----- Dataset rows
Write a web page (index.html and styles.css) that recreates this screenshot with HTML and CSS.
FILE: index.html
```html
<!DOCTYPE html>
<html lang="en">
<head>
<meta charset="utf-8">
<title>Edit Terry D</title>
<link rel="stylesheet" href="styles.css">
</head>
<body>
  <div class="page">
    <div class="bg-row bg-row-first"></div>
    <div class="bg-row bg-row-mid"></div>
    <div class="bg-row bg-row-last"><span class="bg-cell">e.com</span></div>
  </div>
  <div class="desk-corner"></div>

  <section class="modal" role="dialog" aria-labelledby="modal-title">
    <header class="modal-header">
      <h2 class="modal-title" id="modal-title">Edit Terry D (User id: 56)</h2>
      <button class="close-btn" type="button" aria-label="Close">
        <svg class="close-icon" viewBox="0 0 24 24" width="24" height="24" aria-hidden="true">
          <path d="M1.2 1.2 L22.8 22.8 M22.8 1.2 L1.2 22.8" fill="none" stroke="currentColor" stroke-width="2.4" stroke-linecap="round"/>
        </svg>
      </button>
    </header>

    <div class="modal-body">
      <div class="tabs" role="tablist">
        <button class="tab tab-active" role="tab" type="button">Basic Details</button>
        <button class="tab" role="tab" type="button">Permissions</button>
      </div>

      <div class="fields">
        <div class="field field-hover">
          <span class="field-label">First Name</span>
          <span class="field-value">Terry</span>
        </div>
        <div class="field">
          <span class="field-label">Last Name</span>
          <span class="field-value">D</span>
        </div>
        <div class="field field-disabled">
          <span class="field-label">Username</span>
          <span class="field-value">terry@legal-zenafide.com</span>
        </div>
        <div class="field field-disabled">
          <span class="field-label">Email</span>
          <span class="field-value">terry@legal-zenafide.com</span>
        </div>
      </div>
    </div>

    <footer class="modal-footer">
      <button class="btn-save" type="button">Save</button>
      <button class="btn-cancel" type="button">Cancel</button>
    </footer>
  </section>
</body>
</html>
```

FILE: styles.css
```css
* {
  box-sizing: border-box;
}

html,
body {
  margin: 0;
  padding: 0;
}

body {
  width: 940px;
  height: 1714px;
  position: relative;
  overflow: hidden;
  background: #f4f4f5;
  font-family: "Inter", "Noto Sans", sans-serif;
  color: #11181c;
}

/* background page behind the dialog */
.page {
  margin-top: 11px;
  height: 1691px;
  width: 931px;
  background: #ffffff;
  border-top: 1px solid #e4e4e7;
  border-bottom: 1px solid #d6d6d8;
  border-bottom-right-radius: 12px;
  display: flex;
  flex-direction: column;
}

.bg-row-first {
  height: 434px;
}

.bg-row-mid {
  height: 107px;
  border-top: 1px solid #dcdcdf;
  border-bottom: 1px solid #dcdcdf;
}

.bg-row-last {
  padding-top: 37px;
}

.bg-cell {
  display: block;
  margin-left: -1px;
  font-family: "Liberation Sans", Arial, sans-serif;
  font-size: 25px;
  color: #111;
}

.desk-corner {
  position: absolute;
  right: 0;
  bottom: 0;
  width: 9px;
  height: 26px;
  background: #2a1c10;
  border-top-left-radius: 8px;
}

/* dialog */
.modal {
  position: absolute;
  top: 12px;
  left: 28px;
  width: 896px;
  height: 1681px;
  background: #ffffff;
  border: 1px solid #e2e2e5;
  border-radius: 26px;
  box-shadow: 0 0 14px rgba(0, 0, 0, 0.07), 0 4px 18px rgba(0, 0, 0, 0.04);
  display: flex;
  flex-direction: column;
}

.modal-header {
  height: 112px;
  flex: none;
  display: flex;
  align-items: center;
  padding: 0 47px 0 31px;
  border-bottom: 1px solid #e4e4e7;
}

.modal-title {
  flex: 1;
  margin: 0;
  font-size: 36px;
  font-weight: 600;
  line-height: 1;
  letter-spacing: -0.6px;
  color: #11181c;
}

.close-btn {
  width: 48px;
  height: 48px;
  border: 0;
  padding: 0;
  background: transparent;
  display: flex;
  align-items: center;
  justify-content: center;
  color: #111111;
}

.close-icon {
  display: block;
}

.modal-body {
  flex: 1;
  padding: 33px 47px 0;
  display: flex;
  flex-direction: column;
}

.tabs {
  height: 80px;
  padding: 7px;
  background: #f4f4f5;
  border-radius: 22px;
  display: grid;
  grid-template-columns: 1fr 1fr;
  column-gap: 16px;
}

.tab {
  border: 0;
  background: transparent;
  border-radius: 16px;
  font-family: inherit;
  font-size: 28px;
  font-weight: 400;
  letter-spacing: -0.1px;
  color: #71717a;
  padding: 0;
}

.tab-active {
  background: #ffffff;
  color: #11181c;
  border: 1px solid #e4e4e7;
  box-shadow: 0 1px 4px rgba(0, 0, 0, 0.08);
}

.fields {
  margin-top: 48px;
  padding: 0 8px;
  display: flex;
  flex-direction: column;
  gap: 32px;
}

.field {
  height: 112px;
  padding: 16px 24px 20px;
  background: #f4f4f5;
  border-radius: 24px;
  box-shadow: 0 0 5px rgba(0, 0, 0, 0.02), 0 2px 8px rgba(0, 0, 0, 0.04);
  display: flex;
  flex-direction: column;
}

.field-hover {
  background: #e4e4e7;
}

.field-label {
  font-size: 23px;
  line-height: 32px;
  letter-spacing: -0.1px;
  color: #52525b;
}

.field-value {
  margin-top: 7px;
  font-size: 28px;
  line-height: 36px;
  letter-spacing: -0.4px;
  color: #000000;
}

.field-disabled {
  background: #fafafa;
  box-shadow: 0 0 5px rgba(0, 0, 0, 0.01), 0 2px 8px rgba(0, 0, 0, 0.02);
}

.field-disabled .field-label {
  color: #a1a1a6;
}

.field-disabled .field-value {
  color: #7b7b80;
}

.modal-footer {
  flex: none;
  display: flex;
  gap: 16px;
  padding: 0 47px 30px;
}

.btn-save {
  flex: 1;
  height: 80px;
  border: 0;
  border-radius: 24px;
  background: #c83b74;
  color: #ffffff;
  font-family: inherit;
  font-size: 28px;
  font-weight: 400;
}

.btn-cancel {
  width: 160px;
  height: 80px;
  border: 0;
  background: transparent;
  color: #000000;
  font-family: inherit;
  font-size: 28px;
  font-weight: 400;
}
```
----------
----- Dataset rows
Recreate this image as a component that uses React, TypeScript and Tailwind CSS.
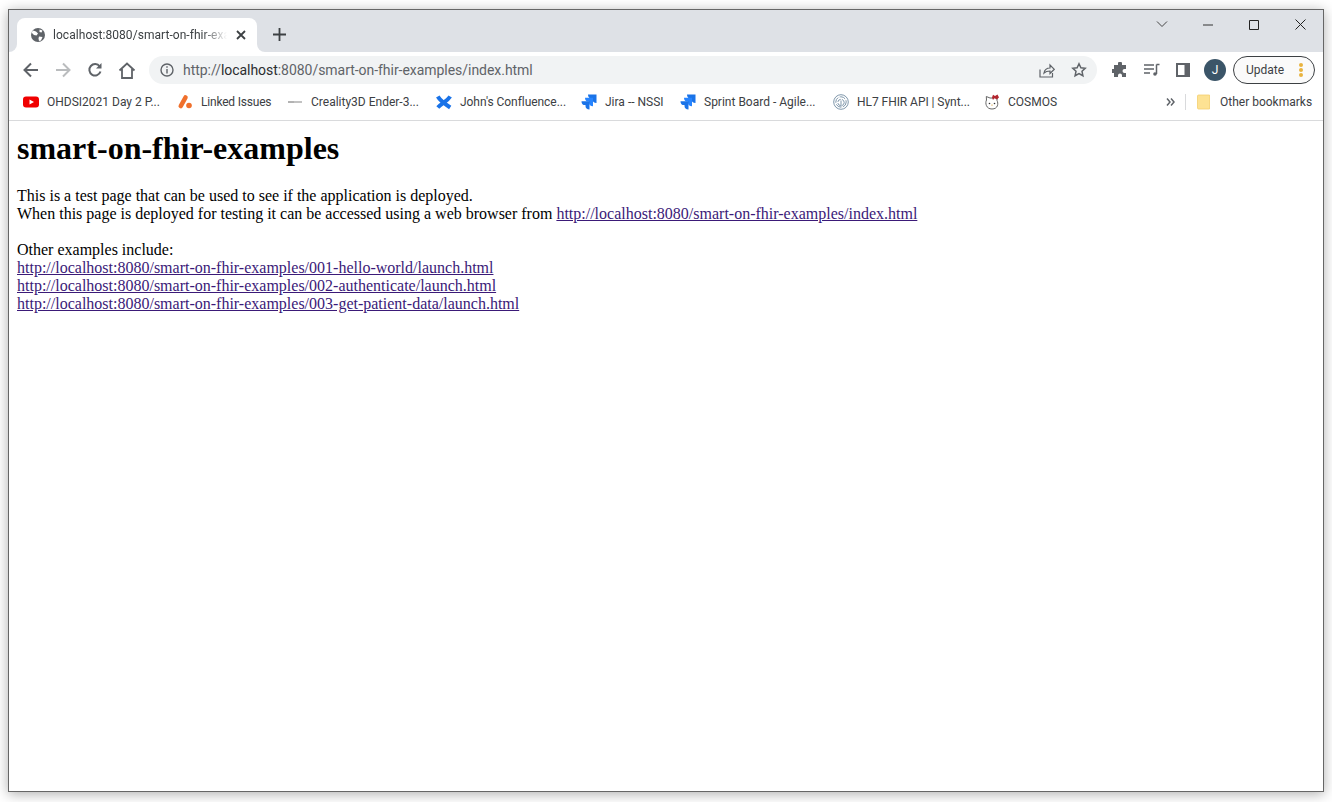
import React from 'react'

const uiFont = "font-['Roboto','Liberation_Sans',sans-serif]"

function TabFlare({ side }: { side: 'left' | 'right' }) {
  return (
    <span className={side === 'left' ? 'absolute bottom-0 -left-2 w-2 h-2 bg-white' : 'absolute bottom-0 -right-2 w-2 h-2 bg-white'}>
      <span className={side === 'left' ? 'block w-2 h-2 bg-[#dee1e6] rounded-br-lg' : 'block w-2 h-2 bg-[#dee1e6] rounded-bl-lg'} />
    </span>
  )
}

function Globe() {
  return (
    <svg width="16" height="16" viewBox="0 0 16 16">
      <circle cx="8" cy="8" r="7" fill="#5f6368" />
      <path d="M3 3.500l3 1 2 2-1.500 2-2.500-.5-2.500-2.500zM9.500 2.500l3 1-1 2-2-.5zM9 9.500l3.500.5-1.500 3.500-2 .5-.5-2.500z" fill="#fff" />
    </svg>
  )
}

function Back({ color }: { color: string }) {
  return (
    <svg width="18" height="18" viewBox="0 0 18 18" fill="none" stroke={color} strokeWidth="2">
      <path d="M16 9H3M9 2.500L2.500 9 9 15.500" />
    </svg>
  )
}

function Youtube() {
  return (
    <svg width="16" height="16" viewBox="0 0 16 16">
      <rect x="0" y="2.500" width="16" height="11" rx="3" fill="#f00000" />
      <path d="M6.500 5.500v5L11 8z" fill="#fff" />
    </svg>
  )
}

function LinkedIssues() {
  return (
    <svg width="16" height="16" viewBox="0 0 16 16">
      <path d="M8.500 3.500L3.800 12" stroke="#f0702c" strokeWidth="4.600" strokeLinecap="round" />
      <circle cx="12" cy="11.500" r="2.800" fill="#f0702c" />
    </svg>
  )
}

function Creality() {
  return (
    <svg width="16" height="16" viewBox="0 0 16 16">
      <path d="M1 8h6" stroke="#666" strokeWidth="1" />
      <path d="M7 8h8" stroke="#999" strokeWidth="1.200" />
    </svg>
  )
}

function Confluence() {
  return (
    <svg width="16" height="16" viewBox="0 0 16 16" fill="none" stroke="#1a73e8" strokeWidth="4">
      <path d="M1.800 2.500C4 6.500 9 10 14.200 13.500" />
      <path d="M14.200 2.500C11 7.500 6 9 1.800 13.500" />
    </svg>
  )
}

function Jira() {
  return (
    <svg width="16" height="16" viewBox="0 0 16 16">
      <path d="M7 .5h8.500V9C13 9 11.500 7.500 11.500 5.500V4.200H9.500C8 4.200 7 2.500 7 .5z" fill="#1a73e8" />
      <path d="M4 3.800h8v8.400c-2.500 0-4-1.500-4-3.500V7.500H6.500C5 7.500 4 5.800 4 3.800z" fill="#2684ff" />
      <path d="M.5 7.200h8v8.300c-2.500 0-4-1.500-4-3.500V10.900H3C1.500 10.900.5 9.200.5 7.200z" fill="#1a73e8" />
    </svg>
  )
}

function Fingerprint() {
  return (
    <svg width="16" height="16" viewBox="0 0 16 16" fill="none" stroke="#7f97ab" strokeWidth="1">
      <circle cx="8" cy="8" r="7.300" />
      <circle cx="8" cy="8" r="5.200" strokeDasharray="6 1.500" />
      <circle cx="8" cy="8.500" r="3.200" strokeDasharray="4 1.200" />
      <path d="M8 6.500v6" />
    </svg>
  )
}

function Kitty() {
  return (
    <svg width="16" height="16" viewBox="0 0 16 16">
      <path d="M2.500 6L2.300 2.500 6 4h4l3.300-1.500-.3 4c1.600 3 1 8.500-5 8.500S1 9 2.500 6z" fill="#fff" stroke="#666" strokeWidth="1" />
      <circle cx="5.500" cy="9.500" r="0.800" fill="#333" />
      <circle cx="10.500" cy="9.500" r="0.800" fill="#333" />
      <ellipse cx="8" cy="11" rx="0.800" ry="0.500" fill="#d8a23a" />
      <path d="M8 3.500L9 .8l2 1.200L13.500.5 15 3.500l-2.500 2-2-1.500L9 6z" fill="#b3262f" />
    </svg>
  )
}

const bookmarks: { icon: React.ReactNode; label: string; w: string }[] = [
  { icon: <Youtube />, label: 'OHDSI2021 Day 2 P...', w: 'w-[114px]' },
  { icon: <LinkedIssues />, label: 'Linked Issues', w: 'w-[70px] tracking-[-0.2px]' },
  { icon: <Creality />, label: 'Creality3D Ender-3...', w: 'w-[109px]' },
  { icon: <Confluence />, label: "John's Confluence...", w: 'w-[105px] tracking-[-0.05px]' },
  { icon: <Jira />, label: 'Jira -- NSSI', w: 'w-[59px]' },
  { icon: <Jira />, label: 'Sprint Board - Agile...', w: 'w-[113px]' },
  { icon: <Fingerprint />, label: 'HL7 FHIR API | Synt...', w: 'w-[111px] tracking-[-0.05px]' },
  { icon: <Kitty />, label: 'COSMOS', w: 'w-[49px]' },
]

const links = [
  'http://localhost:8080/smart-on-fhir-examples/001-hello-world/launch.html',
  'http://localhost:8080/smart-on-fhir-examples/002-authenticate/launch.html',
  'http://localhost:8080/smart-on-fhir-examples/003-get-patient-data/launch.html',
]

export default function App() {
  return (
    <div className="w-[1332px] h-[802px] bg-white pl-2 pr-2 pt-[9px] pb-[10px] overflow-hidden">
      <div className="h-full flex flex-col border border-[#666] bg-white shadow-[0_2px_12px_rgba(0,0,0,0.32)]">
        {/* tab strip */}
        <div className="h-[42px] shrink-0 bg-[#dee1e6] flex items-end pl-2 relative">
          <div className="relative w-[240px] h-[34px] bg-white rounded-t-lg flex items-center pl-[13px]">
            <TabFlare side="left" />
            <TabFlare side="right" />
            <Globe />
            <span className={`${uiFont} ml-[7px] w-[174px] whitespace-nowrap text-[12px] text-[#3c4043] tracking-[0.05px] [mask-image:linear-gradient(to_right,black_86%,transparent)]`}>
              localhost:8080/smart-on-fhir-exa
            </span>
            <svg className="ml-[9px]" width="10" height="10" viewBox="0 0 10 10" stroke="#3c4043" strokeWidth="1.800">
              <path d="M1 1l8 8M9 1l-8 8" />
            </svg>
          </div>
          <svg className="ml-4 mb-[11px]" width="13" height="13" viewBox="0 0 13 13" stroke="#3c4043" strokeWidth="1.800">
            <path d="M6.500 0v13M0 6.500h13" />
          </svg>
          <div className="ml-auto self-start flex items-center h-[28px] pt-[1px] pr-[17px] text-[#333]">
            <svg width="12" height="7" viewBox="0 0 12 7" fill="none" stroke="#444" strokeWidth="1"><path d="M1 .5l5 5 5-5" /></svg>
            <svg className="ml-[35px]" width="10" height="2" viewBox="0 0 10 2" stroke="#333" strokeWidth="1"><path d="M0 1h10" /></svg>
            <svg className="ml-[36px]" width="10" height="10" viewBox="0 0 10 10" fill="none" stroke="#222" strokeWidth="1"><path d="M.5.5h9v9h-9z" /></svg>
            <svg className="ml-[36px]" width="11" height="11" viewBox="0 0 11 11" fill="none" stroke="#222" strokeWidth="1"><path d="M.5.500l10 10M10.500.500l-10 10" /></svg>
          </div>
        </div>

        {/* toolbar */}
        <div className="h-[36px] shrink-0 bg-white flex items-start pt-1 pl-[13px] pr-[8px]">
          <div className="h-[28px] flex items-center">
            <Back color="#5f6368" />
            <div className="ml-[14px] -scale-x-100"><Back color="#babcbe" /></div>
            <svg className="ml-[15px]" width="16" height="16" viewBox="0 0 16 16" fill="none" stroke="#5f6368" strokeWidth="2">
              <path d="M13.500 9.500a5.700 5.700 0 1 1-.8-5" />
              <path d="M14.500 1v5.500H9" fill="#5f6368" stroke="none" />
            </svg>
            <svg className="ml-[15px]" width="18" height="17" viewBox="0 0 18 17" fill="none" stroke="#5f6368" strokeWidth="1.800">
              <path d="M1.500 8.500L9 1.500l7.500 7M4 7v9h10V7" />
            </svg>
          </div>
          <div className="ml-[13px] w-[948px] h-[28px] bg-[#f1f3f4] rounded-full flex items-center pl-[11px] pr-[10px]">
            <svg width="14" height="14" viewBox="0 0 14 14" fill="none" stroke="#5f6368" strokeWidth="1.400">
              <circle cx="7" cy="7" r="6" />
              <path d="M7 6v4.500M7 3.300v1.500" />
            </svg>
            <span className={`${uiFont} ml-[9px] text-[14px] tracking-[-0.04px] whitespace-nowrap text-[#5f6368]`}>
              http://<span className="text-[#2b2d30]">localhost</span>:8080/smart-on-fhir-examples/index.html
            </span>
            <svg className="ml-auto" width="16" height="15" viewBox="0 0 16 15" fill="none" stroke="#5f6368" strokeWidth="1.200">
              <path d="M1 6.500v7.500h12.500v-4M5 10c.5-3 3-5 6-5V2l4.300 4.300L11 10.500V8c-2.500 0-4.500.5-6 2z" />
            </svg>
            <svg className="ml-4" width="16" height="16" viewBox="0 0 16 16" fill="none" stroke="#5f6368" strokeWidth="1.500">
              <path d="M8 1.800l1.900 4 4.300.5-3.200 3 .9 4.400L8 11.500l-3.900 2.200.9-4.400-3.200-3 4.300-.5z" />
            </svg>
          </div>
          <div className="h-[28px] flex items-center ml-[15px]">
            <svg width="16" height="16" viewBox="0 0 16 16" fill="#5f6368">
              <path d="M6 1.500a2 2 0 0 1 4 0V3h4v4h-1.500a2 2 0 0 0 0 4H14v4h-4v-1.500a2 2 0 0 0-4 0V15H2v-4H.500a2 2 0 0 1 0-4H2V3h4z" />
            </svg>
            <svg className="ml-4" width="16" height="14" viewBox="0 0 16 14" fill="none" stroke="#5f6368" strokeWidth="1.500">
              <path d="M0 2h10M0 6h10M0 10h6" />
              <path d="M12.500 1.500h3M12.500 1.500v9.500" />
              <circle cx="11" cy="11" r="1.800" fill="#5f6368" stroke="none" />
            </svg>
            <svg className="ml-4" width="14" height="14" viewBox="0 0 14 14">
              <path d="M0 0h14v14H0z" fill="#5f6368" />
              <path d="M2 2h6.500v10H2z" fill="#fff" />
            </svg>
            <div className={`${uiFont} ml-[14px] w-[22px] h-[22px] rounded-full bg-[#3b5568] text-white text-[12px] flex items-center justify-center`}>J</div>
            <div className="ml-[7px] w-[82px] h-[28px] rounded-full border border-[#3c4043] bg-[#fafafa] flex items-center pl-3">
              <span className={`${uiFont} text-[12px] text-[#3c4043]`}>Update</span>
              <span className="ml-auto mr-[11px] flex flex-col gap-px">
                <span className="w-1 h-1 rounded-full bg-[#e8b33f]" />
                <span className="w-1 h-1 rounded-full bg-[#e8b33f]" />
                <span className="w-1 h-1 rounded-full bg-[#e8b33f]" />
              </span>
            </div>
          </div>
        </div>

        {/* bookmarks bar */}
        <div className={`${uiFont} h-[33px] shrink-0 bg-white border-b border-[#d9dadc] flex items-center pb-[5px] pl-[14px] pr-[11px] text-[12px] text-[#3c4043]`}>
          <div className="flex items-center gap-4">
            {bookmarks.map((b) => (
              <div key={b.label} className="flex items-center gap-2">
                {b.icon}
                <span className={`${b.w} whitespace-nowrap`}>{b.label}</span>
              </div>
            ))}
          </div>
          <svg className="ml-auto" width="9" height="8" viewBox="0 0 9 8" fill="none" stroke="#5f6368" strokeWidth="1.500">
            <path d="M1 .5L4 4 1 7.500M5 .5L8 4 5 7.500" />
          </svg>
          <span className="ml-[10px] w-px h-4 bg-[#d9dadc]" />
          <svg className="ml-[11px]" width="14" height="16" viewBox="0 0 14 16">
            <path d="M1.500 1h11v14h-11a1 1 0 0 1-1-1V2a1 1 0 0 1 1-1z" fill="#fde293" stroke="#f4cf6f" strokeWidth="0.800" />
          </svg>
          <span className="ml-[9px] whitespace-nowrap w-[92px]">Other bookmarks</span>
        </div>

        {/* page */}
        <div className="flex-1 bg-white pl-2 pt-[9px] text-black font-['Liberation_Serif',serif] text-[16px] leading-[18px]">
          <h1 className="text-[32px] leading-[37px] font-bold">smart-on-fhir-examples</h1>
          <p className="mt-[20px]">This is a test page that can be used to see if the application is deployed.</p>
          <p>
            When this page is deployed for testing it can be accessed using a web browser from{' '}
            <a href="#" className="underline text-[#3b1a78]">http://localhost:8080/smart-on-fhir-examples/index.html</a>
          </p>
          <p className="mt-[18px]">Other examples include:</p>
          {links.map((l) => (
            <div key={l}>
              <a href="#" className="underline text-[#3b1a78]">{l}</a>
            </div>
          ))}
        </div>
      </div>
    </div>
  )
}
----------
Instructions to follow: Count how many lines of the listing above include "index" and report that number alone.

Task output: 4